Pages as source code:
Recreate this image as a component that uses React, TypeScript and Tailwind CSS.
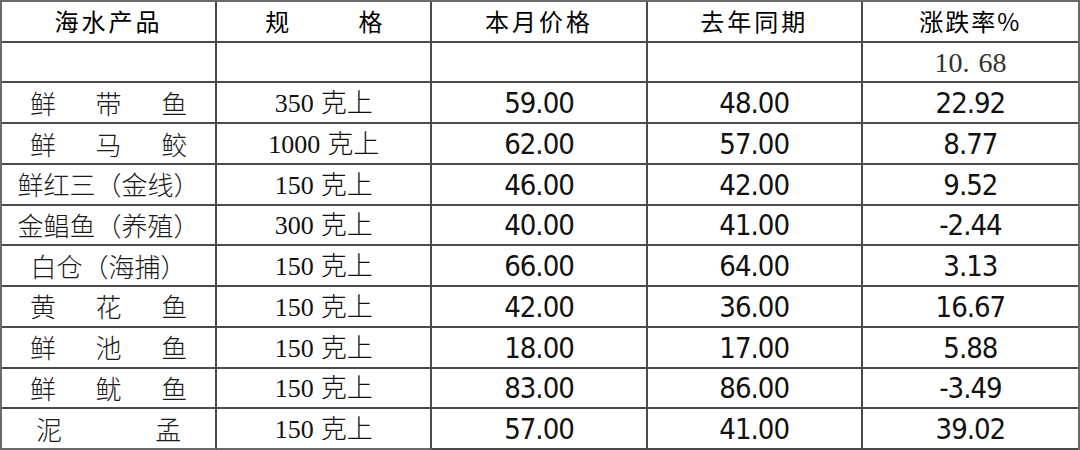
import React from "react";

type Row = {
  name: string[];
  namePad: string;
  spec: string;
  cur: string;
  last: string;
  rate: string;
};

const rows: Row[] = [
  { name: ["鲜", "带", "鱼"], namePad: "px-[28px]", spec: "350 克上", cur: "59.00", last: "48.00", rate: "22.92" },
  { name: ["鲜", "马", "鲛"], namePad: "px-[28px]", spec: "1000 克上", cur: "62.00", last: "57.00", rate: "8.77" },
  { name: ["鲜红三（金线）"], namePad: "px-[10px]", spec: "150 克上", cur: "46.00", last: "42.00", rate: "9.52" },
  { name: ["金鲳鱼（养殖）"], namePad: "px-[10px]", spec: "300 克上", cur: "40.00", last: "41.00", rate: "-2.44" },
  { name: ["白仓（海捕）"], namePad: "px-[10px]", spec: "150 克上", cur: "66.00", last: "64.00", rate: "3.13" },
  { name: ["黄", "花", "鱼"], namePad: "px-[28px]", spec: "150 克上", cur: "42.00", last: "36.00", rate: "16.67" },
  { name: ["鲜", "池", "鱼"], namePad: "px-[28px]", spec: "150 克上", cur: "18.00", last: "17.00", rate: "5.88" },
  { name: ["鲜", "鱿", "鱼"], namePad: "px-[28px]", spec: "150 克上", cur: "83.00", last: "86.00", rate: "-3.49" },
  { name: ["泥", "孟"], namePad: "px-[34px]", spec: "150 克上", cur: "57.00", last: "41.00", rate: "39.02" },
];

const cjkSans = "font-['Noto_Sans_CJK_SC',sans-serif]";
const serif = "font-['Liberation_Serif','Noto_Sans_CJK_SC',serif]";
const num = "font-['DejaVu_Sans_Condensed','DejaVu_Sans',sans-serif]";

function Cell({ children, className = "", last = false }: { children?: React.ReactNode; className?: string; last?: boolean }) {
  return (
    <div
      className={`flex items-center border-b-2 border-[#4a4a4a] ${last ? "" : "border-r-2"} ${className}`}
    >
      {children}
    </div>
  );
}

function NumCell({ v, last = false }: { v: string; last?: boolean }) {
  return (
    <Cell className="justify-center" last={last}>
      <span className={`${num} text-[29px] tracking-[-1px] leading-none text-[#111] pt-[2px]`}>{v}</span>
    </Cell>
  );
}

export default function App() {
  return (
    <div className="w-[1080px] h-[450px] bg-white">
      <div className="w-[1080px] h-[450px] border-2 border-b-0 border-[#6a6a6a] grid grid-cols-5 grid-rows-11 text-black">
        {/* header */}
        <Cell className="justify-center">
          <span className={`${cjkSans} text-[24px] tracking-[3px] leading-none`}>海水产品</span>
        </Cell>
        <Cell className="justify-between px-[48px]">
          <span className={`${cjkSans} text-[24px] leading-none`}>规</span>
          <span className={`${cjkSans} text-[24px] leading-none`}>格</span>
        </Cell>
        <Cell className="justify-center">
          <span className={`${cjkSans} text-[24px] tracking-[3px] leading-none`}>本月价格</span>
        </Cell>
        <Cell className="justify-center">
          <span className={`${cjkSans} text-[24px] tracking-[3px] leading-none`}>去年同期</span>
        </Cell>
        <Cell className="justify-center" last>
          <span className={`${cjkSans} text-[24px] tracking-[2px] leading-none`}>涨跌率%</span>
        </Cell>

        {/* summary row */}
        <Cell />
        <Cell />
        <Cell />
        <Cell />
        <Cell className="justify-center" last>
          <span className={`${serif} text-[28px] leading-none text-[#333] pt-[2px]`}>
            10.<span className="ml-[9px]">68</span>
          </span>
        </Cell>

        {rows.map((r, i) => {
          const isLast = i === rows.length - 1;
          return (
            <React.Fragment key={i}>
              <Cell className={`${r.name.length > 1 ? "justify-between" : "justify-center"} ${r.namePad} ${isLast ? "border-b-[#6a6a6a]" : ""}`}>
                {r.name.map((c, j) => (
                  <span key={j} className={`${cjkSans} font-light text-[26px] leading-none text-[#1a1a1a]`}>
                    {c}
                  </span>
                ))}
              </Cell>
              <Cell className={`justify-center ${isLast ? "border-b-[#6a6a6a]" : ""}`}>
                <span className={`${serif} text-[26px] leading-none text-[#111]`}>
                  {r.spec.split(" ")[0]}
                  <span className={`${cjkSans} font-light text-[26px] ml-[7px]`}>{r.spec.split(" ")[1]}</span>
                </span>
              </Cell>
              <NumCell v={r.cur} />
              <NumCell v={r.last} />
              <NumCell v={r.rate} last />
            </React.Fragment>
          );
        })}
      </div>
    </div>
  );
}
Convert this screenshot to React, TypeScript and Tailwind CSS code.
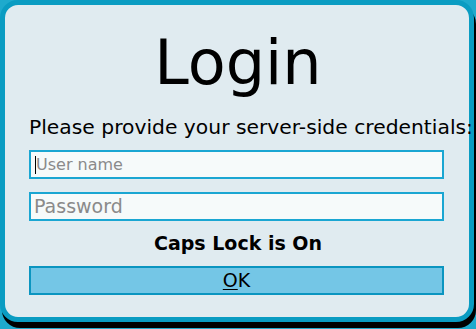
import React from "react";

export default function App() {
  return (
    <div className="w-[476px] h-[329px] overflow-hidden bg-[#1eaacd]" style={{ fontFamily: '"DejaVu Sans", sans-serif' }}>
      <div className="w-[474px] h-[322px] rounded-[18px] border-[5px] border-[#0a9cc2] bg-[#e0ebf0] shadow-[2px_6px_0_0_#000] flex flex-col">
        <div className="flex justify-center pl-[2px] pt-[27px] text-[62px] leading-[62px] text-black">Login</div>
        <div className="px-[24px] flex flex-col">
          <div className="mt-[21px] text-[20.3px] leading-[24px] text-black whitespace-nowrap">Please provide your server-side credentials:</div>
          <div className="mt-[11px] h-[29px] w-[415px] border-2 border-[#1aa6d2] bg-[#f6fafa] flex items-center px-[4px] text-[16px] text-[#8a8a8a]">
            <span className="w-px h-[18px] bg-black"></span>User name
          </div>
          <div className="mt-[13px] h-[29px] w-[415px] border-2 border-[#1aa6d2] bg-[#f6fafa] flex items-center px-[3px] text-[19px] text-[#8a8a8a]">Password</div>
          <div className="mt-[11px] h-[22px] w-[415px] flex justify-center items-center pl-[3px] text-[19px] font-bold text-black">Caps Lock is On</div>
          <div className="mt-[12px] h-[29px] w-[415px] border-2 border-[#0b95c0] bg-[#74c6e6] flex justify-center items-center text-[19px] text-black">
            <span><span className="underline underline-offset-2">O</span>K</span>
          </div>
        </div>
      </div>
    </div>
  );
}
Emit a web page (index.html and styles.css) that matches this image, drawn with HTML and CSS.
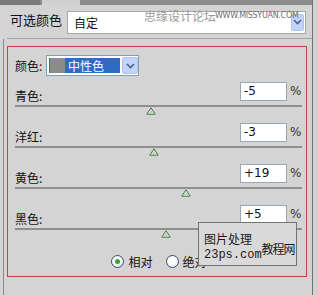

Exercise details -
Skip the images and write out the rest of the listing exactly.

Exercise solution -
Recreate this image as a component that uses React, TypeScript and Tailwind CSS.
import React from "react";

type Row = {
  name: string[];
  namePad: string;
  spec: string;
  cur: string;
  last: string;
  rate: string;
};

const rows: Row[] = [
  { name: ["鲜", "带", "鱼"], namePad: "px-[28px]", spec: "350 克上", cur: "59.00", last: "48.00", rate: "22.92" },
  { name: ["鲜", "马", "鲛"], namePad: "px-[28px]", spec: "1000 克上", cur: "62.00", last: "57.00", rate: "8.77" },
  { name: ["鲜红三（金线）"], namePad: "px-[10px]", spec: "150 克上", cur: "46.00", last: "42.00", rate: "9.52" },
  { name: ["金鲳鱼（养殖）"], namePad: "px-[10px]", spec: "300 克上", cur: "40.00", last: "41.00", rate: "-2.44" },
  { name: ["白仓（海捕）"], namePad: "px-[10px]", spec: "150 克上", cur: "66.00", last: "64.00", rate: "3.13" },
  { name: ["黄", "花", "鱼"], namePad: "px-[28px]", spec: "150 克上", cur: "42.00", last: "36.00", rate: "16.67" },
  { name: ["鲜", "池", "鱼"], namePad: "px-[28px]", spec: "150 克上", cur: "18.00", last: "17.00", rate: "5.88" },
  { name: ["鲜", "鱿", "鱼"], namePad: "px-[28px]", spec: "150 克上", cur: "83.00", last: "86.00", rate: "-3.49" },
  { name: ["泥", "孟"], namePad: "px-[34px]", spec: "150 克上", cur: "57.00", last: "41.00", rate: "39.02" },
];

const cjkSans = "font-['Noto_Sans_CJK_SC',sans-serif]";
const serif = "font-['Liberation_Serif','Noto_Sans_CJK_SC',serif]";
const num = "font-['DejaVu_Sans_Condensed','DejaVu_Sans',sans-serif]";

function Cell({ children, className = "", last = false }: { children?: React.ReactNode; className?: string; last?: boolean }) {
  return (
    <div
      className={`flex items-center border-b-2 border-[#4a4a4a] ${last ? "" : "border-r-2"} ${className}`}
    >
      {children}
    </div>
  );
}

function NumCell({ v, last = false }: { v: string; last?: boolean }) {
  return (
    <Cell className="justify-center" last={last}>
      <span className={`${num} text-[29px] tracking-[-1px] leading-none text-[#111] pt-[2px]`}>{v}</span>
    </Cell>
  );
}

export default function App() {
  return (
    <div className="w-[1080px] h-[450px] bg-white">
      <div className="w-[1080px] h-[450px] border-2 border-b-0 border-[#6a6a6a] grid grid-cols-5 grid-rows-11 text-black">
        {/* header */}
        <Cell className="justify-center">
          <span className={`${cjkSans} text-[24px] tracking-[3px] leading-none`}>海水产品</span>
        </Cell>
        <Cell className="justify-between px-[48px]">
          <span className={`${cjkSans} text-[24px] leading-none`}>规</span>
          <span className={`${cjkSans} text-[24px] leading-none`}>格</span>
        </Cell>
        <Cell className="justify-center">
          <span className={`${cjkSans} text-[24px] tracking-[3px] leading-none`}>本月价格</span>
        </Cell>
        <Cell className="justify-center">
          <span className={`${cjkSans} text-[24px] tracking-[3px] leading-none`}>去年同期</span>
        </Cell>
        <Cell className="justify-center" last>
          <span className={`${cjkSans} text-[24px] tracking-[2px] leading-none`}>涨跌率%</span>
        </Cell>

        {/* summary row */}
        <Cell />
        <Cell />
        <Cell />
        <Cell />
        <Cell className="justify-center" last>
          <span className={`${serif} text-[28px] leading-none text-[#333] pt-[2px]`}>
            10.<span className="ml-[9px]">68</span>
          </span>
        </Cell>

        {rows.map((r, i) => {
          const isLast = i === rows.length - 1;
          return (
            <React.Fragment key={i}>
              <Cell className={`${r.name.length > 1 ? "justify-between" : "justify-center"} ${r.namePad} ${isLast ? "border-b-[#6a6a6a]" : ""}`}>
                {r.name.map((c, j) => (
                  <span key={j} className={`${cjkSans} font-light text-[26px] leading-none text-[#1a1a1a]`}>
                    {c}
                  </span>
                ))}
              </Cell>
              <Cell className={`justify-center ${isLast ? "border-b-[#6a6a6a]" : ""}`}>
                <span className={`${serif} text-[26px] leading-none text-[#111]`}>
                  {r.spec.split(" ")[0]}
                  <span className={`${cjkSans} font-light text-[26px] ml-[7px]`}>{r.spec.split(" ")[1]}</span>
                </span>
              </Cell>
              <NumCell v={r.cur} />
              <NumCell v={r.last} />
              <NumCell v={r.rate} last />
            </React.Fragment>
          );
        })}
      </div>
    </div>
  );
}
Convert this screenshot to React, TypeScript and Tailwind CSS code.
import React from "react";

export default function App() {
  return (
    <div className="w-[476px] h-[329px] overflow-hidden bg-[#1eaacd]" style={{ fontFamily: '"DejaVu Sans", sans-serif' }}>
      <div className="w-[474px] h-[322px] rounded-[18px] border-[5px] border-[#0a9cc2] bg-[#e0ebf0] shadow-[2px_6px_0_0_#000] flex flex-col">
        <div className="flex justify-center pl-[2px] pt-[27px] text-[62px] leading-[62px] text-black">Login</div>
        <div className="px-[24px] flex flex-col">
          <div className="mt-[21px] text-[20.3px] leading-[24px] text-black whitespace-nowrap">Please provide your server-side credentials:</div>
          <div className="mt-[11px] h-[29px] w-[415px] border-2 border-[#1aa6d2] bg-[#f6fafa] flex items-center px-[4px] text-[16px] text-[#8a8a8a]">
            <span className="w-px h-[18px] bg-black"></span>User name
          </div>
          <div className="mt-[13px] h-[29px] w-[415px] border-2 border-[#1aa6d2] bg-[#f6fafa] flex items-center px-[3px] text-[19px] text-[#8a8a8a]">Password</div>
          <div className="mt-[11px] h-[22px] w-[415px] flex justify-center items-center pl-[3px] text-[19px] font-bold text-black">Caps Lock is On</div>
          <div className="mt-[12px] h-[29px] w-[415px] border-2 border-[#0b95c0] bg-[#74c6e6] flex justify-center items-center text-[19px] text-black">
            <span><span className="underline underline-offset-2">O</span>K</span>
          </div>
        </div>
      </div>
    </div>
  );
}
Emit a web page (index.html and styles.css) that matches this image, drawn with HTML and CSS.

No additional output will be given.